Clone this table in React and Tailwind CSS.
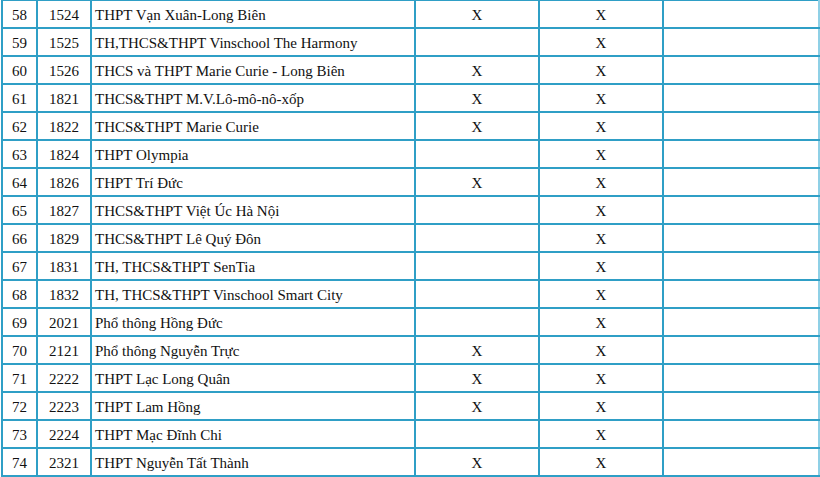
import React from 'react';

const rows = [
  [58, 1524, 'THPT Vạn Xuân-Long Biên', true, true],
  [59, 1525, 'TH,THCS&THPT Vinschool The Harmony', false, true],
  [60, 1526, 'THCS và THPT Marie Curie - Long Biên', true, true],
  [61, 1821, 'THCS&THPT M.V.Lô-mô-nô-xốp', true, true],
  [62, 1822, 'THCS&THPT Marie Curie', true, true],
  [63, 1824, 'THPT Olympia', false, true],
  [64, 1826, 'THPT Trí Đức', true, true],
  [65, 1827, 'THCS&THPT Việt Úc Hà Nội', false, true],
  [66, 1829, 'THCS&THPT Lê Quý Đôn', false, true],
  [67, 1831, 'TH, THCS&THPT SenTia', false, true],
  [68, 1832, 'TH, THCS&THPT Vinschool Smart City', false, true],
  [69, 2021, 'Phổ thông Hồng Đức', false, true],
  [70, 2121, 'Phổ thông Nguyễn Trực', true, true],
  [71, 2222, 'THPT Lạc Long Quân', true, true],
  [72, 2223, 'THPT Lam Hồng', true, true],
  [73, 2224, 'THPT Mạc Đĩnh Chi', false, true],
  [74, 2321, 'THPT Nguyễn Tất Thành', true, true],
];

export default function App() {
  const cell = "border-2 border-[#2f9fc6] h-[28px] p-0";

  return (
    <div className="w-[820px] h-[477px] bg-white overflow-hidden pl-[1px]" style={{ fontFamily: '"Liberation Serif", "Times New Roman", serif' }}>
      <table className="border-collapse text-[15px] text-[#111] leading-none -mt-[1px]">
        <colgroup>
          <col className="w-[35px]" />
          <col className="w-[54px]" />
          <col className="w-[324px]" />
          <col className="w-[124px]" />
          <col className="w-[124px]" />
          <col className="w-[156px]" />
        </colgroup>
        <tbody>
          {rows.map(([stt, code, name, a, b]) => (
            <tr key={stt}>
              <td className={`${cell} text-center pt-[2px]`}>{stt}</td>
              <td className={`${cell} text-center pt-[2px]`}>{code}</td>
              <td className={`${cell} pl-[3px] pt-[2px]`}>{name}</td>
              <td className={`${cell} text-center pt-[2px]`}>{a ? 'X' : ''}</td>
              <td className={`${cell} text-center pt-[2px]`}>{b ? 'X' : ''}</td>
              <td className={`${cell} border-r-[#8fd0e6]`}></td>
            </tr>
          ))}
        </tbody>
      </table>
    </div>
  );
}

· · · · · · ·

--- PROBLEM REQUIREMENTS ---
Starting at the first line of the material, output exactly the lines up to and including the one with "import React from 'react';". Do not include the pictures.

--- EXERCISE SOLUTION ---
Clone this table in React and Tailwind CSS.
import React from 'react';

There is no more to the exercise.